One of the big victories in the Highway Bill for truckers is the inclusion of language that requires the Federal Motor Carrier Safety Administration to draft a rule that holds the owners of intermodal equipment responsible for the condition of that equipment.
Todd Spencer, executive vice president of the Owner-Operator Independent Drivers Association, said the requirement has been a long time coming.
"We were focusing on this and hollering and screaming about it back in the Reagan administration," he said. "These container chassis are often times not well maintained. In too many instances, there are defects in the chassis and once the driver gets out of the gate, the real world enforcement takes place."
Spencer said that enforcement usually means tickets for the trucker, as well as a compromise in highway safety for the trucker and others on the highways. Spencer said the new rule will finally make the owners of the containers responsible and give some empowerment to the drivers.
"We want to see the driver be able to take necessary steps to say 'wait a minute, I can't take this because it has defects in it. You've got to fix it or give me another one,'" Spencer said.
Spencer said there are several key issues that have to be addressed in the final rulemaking, not the least of which is the time involved for truckers.

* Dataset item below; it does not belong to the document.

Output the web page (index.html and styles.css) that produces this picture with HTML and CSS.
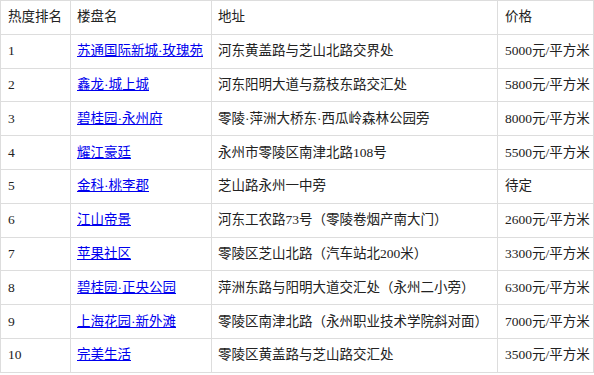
FILE: index.html
```html
<!DOCTYPE html>
<html lang="zh">
<head>
<meta charset="utf-8">
<link rel="stylesheet" href="styles.css">
</head>
<body>
<table class="tbl">
  <colgroup>
    <col class="c1"><col class="c2"><col class="c3"><col class="c4">
  </colgroup>
  <tr><td>热度排名</td><td>楼盘名</td><td>地址</td><td>价格</td></tr>
  <tr><td>1</td><td><a href="#">苏通国际新城·玫瑰苑</a></td><td>河东黄盖路与芝山北路交界处</td><td>5000元/平方米</td></tr>
  <tr><td>2</td><td><a href="#">鑫龙·城上城</a></td><td>河东阳明大道与荔枝东路交汇处</td><td>5800元/平方米</td></tr>
  <tr><td>3</td><td><a href="#">碧桂园·永州府</a></td><td>零陵·萍洲大桥东·西瓜岭森林公园旁</td><td>8000元/平方米</td></tr>
  <tr><td>4</td><td><a href="#">耀江豪廷</a></td><td>永州市零陵区南津北路108号</td><td>5500元/平方米</td></tr>
  <tr><td>5</td><td><a href="#">金科·桃李郡</a></td><td>芝山路永州一中旁</td><td>待定</td></tr>
  <tr><td>6</td><td><a href="#">江山帝景</a></td><td>河东工农路73号（零陵卷烟产南大门）</td><td>2600元/平方米</td></tr>
  <tr><td>7</td><td><a href="#">苹果社区</a></td><td>零陵区芝山北路（汽车站北200米）</td><td>3300元/平方米</td></tr>
  <tr><td>8</td><td><a href="#">碧桂园·正央公园</a></td><td>萍洲东路与阳明大道交汇处（永州二小旁）</td><td>6300元/平方米</td></tr>
  <tr><td>9</td><td><a href="#">上海花园·新外滩</a></td><td>零陵区南津北路（永州职业技术学院斜对面）</td><td>7000元/平方米</td></tr>
  <tr><td>10</td><td><a href="#">完美生活</a></td><td>零陵区黄盖路与芝山路交汇处</td><td>3500元/平方米</td></tr>
</table>
</body>
</html>
```
FILE: styles.css
```css
body {
  margin: 0;
  background: #fff;
  font-family: "Liberation Serif", "Noto Sans CJK SC", serif;
  font-size: 13.5px;
  color: #222;
}
.tbl {
  border-collapse: collapse;
  table-layout: fixed;
  width: 593px;
}
.c1 { width: 70px; }
.c2 { width: 141px; }
.c3 { width: 286px; }
.c4 { width: 96px; }
.tbl td {
  border: 1px solid #ddd;
  height: 32.8px;
  padding: 0 0 0 6px;
  line-height: 18px;
  vertical-align: middle;
  white-space: nowrap;
  overflow: hidden;
}
.tbl td:first-child { padding-left: 7px; }
.tbl td:last-child { padding-left: 7px; }
.tbl a { color: #00e; text-decoration: underline; }
```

"If a driver has a chassis, and it needs repairs and he's looking at the idea of maybe waiting three hours to get that chassis repaired, that's not really an incentive on his part to do the right safety thing," Spencer said.
While the rule won't happen right away - the bill gives the FMCSA until Aug. 10, 2006, to issue the rule - Spencer said the fact that it was included in the Highway Bill is positive news for truckers.
"(The current) system has existed for so long because the owners of those chassis could simply get away with it," he said. "(The legislation) finally looks like it's a step in the right direction."